Now, eleven years after Juneteenth’s publication, Callahan is trying again. Last week, the scraps and versions of Ellison’s unfinished opus were published as an annotated, 1136-page work-in-progress entitled Three Days Before the Shooting… This release presents Ellison’s manuscript more or less the way he left it, offering the reader a non-traditional foray into the author’s mind. By contextualizing and accepting the text instead of attempting to finish it, Callahan is finally letting it live.
In the end, the controversy surrounding posthumous publication will endure as long as the publications themselves. Despite the hit-and-miss — mostly miss — nature of the practice, for every Original of Laura, there is a Confederacy of Dunces, a treasure that might have never been unearthed, and for that reason, life after death will continue for many authors who leave unfinished business.
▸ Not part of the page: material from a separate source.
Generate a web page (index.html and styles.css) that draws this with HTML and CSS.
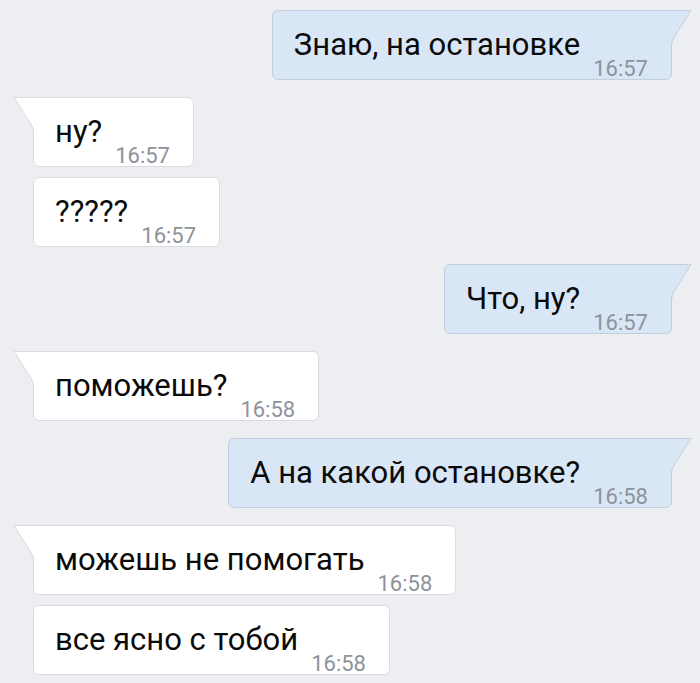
FILE: index.html
```html
<!DOCTYPE html>
<html lang="ru">
<head>
<meta charset="utf-8">
<link rel="stylesheet" href="styles.css">
</head>
<body>
<div class="chat">
  <div class="bubble out tail">
    <span class="text">Знаю, на остановке</span><span class="time">16:57</span>
    <svg class="tail-svg" viewBox="0 0 21 36" width="21" height="36"><path class="tf" d="M0 0 L20 0 L3 27 Q0 31 0 36 Z"/><path class="ts" d="M0 0.5 L20 0.5 L3.2 27 Q0.5 31 0.5 36"/></svg>
  </div>
  <div class="bubble in tail">
    <span class="text">ну?</span><span class="time">16:57</span>
    <svg class="tail-svg" viewBox="0 0 21 36" width="21" height="36"><path class="tf" d="M21 0 L1 0 L18 27 Q21 31 21 36 Z"/><path class="ts" d="M21 0.5 L1 0.5 L17.8 27 Q20.5 31 20.5 36"/></svg>
  </div>
  <div class="bubble in cont">
    <span class="text">?????</span><span class="time">16:57</span>
  </div>
  <div class="bubble out tail">
    <span class="text">Что, ну?</span><span class="time">16:57</span>
    <svg class="tail-svg" viewBox="0 0 21 36" width="21" height="36"><path class="tf" d="M0 0 L20 0 L3 27 Q0 31 0 36 Z"/><path class="ts" d="M0 0.5 L20 0.5 L3.2 27 Q0.5 31 0.5 36"/></svg>
  </div>
  <div class="bubble in tail">
    <span class="text">поможешь?</span><span class="time">16:58</span>
    <svg class="tail-svg" viewBox="0 0 21 36" width="21" height="36"><path class="tf" d="M21 0 L1 0 L18 27 Q21 31 21 36 Z"/><path class="ts" d="M21 0.5 L1 0.5 L17.8 27 Q20.5 31 20.5 36"/></svg>
  </div>
  <div class="bubble out tail">
    <span class="text">А на какой остановке?</span><span class="time">16:58</span>
    <svg class="tail-svg" viewBox="0 0 21 36" width="21" height="36"><path class="tf" d="M0 0 L20 0 L3 27 Q0 31 0 36 Z"/><path class="ts" d="M0 0.5 L20 0.5 L3.2 27 Q0.5 31 0.5 36"/></svg>
  </div>
  <div class="bubble in tail">
    <span class="text">можешь не помогать</span><span class="time">16:58</span>
    <svg class="tail-svg" viewBox="0 0 21 36" width="21" height="36"><path class="tf" d="M21 0 L1 0 L18 27 Q21 31 21 36 Z"/><path class="ts" d="M21 0.5 L1 0.5 L17.8 27 Q20.5 31 20.5 36"/></svg>
  </div>
  <div class="bubble in cont">
    <span class="text">все ясно с тобой</span><span class="time">16:58</span>
  </div>
</div>
</body>
</html>
```

FILE: styles.css
```css
html, body {
  margin: 0;
  padding: 0;
  background: #edeef2;
}
body {
  font-family: Roboto, "Noto Sans", sans-serif;
  width: 700px;
  height: 683px;
  overflow: hidden;
}
.chat {
  display: flex;
  flex-direction: column;
  padding: 10px 28px 0 33px;
}
.bubble {
  position: relative;
  display: flex;
  align-items: flex-end;
  box-sizing: border-box;
  height: 70px;
  padding: 0 23px 0 21px;
  border: 1px solid;
  border-radius: 6px;
  margin-top: 17px;
}
.bubble:first-child { margin-top: 0; }
.bubble.cont { margin-top: 10px; }
.out {
  align-self: flex-end;
  background: #d9e6f6;
  border-color: #c2cedc;
}
.in {
  align-self: flex-start;
  background: #ffffff;
  border-color: #d9dbe0;
}
.out.tail { border-top-right-radius: 0; }
.in.tail { border-top-left-radius: 0; }
.text {
  font-size: 31px;
  line-height: 34px;
  color: #0a0a0a;
  margin-bottom: 17px;
  white-space: nowrap;
}
.time {
  font-size: 22px;
  line-height: 21px;
  color: #8d939a;
  margin-left: 13px;
  margin-bottom: 0;
}
.tail-svg {
  position: absolute;
  top: -1px;
  overflow: visible;
}
.out .tail-svg { right: -21px; }
.in .tail-svg { left: -21px; }
.tail-svg .ts { fill: none; stroke-width: 1; }
.out .tail-svg .tf { fill: #d9e6f6; }
.out .tail-svg .ts { stroke: #c2cedc; }
.in .tail-svg .tf { fill: #ffffff; }
.in .tail-svg .ts { stroke: #d9dbe0; }
```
But instead of pouncing on a work that will sell copies for its author’s reputation alone, publishers need to use discretion in terms of the strength of the work, independent of its byline. Continuing on our current path of fetishizing departed authors, we’ll soon see fancy editions of F. Scott Fitzgerald’s grocery lists, or leather-bound copies of Virginia Woolf’s to-do reminders. Needless, opportunistic posthumous publications such as those serve no one, least of all the author. In his Slate review of Laura, Aleksandar Hemon quotes Vladimir Nabokov as once having said, “In art, purpose and plan are nothing; only the results count.” By their own shortcomings, the published results of the author’s last, embryonic manuscript proved him right.